Start of DATA ROWS

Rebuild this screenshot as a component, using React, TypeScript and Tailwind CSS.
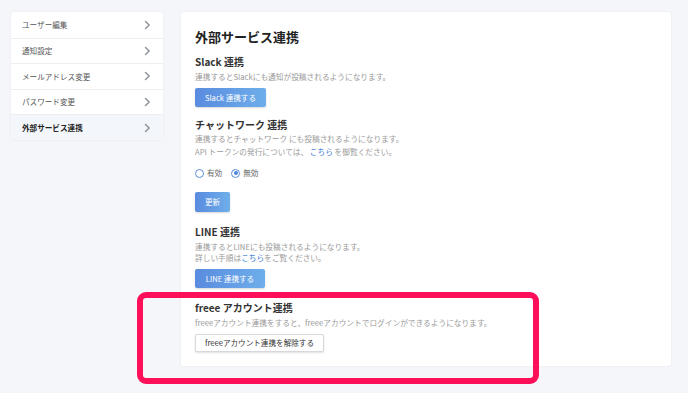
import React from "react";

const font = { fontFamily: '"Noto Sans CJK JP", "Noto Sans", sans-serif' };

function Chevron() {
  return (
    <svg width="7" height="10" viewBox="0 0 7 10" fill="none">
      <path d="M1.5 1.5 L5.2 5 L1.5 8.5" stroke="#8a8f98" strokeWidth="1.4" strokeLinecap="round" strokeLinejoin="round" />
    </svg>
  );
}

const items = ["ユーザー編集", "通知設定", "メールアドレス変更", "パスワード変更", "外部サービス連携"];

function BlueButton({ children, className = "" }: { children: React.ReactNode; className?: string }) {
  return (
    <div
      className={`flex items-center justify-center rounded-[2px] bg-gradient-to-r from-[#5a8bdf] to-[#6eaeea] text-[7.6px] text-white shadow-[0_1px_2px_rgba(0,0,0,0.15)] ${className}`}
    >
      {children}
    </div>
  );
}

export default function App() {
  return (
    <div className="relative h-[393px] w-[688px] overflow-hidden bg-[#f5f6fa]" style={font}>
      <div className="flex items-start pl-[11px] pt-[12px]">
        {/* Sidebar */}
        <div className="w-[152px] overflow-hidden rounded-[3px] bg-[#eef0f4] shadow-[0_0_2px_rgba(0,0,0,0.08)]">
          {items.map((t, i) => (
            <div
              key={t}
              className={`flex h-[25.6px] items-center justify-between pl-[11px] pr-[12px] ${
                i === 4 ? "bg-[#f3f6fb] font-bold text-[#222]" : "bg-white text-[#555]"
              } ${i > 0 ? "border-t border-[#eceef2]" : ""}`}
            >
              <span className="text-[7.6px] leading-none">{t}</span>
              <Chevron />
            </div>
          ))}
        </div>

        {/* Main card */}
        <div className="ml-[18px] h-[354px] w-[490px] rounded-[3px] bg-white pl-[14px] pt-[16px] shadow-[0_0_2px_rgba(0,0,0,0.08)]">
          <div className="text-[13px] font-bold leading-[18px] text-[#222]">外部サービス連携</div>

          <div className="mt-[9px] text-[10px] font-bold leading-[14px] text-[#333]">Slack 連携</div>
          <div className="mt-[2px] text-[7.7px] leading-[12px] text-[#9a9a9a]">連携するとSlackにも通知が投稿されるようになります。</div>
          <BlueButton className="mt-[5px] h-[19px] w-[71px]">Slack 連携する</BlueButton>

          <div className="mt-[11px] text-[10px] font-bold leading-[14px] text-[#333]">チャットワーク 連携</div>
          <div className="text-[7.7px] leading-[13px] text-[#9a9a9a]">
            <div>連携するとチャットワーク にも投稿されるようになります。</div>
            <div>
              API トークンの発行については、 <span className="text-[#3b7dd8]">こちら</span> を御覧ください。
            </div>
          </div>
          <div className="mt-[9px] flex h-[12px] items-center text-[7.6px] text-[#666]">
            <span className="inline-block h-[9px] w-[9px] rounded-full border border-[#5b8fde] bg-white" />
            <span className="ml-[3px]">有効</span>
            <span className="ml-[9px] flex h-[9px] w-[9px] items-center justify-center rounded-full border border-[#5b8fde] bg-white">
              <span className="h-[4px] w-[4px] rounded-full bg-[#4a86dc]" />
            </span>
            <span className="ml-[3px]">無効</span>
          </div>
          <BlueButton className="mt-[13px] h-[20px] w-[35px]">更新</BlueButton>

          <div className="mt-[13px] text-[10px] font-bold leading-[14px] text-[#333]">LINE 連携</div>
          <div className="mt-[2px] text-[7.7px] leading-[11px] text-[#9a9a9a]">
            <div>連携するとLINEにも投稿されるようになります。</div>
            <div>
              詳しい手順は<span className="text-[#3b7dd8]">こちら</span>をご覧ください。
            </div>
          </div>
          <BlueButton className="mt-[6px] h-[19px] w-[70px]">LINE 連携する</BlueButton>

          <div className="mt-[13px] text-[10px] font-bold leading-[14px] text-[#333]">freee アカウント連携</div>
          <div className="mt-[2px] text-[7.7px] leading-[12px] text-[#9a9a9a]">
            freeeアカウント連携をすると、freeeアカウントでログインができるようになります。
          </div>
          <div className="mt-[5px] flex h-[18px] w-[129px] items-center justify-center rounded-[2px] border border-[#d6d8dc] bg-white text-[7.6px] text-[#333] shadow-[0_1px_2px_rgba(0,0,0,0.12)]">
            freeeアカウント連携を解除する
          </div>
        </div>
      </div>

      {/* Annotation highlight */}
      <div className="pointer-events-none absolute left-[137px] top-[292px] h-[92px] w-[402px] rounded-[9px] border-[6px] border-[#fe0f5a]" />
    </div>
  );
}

End of DATA ROWS
Start of DATA ROWS

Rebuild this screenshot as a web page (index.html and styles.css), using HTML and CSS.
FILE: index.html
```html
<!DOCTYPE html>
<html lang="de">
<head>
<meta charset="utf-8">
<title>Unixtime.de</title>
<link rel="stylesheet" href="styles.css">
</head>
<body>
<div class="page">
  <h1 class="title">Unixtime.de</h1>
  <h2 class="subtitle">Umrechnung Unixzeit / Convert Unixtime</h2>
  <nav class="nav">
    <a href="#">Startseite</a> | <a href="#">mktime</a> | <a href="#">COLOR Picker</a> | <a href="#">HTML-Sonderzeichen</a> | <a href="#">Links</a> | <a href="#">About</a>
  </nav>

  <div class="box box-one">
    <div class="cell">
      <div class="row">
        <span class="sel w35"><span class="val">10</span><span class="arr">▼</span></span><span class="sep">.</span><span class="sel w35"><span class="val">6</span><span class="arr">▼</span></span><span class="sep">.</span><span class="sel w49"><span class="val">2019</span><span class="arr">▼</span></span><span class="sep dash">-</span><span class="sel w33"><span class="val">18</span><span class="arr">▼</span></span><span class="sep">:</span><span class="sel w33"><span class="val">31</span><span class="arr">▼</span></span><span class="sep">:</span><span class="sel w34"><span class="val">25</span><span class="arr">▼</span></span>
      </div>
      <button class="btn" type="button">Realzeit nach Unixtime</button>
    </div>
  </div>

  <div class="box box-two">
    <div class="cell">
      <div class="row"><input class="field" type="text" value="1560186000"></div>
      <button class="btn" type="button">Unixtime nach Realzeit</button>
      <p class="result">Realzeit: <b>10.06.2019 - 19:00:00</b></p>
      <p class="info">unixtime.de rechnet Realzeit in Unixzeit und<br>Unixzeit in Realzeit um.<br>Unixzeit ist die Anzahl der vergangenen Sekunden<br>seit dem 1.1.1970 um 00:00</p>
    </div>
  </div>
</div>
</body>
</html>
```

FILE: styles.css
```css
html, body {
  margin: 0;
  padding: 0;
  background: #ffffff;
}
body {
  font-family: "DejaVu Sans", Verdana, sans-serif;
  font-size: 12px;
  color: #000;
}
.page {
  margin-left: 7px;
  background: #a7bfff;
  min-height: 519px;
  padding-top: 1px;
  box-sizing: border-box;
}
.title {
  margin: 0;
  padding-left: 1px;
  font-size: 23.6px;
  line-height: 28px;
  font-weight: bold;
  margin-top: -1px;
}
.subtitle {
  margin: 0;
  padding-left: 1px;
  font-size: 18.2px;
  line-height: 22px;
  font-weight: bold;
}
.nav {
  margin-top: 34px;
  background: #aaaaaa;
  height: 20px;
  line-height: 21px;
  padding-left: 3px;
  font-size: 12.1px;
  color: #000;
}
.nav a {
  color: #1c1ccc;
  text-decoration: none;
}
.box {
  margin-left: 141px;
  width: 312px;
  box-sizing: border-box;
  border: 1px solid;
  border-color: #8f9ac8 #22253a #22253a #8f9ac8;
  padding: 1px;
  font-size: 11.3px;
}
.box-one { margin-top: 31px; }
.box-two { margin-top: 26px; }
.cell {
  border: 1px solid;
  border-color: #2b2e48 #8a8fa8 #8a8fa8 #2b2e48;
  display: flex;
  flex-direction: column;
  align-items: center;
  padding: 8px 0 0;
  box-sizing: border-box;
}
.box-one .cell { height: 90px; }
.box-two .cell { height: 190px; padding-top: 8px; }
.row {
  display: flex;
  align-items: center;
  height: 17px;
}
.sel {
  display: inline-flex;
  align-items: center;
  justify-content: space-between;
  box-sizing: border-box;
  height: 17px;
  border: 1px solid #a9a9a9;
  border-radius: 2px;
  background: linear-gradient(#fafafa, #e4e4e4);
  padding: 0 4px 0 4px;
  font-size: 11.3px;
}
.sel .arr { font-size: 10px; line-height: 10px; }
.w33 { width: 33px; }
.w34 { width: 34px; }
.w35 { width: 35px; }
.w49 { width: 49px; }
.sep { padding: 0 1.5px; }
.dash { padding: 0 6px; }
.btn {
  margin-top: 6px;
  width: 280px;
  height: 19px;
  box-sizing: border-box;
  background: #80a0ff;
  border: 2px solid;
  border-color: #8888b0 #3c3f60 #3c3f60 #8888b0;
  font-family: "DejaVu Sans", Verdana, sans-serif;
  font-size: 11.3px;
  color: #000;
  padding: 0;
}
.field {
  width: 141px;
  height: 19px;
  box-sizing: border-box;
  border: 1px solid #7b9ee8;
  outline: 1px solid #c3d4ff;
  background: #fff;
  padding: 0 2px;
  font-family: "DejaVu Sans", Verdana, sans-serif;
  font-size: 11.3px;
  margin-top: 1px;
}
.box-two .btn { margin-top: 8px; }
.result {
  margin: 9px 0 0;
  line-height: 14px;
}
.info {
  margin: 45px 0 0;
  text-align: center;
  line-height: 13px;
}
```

End of DATA ROWS

**REQUIRED WORK:**
Write only the number of lines in the records that include the word "page".

**ANSWER TO THE EXERCISE:**
3